The estate had once been the site of an Indian kitchen, she said. “With the cove for refrigeration and the hills across the way for deer, it was a natural for the Indians. . . . When I was little, I used to come in black from playing here. And, when I raised my children, they used to come in black.
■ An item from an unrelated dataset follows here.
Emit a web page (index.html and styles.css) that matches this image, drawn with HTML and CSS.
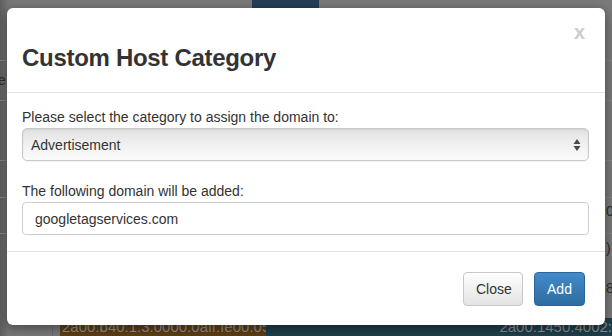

We could hardly get the dirt off.”

End of Summer Season

Among those enjoying the social splash marking the end of the summer season were Art Institute director J. Thomas Reeve; Beverly Thompson Coil, fretting that her plastic banana necklace would melt in the sun; Nadine Hall, jacketed against ocean breezes in an embroidered creation purchased in Nice, on the French Rivera; Designing Women President JoAnn Killingsworth, her white gauze gown trimmed with ribbon streamers that matched the decor; Maggie Murdy, a study in multicolored ruffled silk and rubies and diamonds; Bari Tulving, sporting a clingy black silk mini that kept guests gawking, and Betty Kemp, who, with husband, Tom, had just returned from campaigning in South Dakota for her brother-in-law, Jack Kemp, the Republican presidential hopeful.

Committee members included Shelly Adermatt, Herta Anderson, Mary Lee Beck, Susan Beechner, Vickie Broadhurst, Nancy Bushnell, Anne Colin, Mary Lou Delaney, Doretta Ensign, JuinForesman, Barbara Gage, Nadine Hall, Gloria Hassett, Mary Lou Hornsby, Jackie Jacobson and Mary Jeffries.

Also on the committee were Janice Johnson, Betty Kemp, Nancy Lawrence, Susan McFadden, Connie Morthland, Maggie Murdy, Jackie O’Hara, Joleen Parham, Marie Pezzlo, Claire Robinson, Patty Smith, Nancy Snyder, Jane Ward and Jean Wetmore.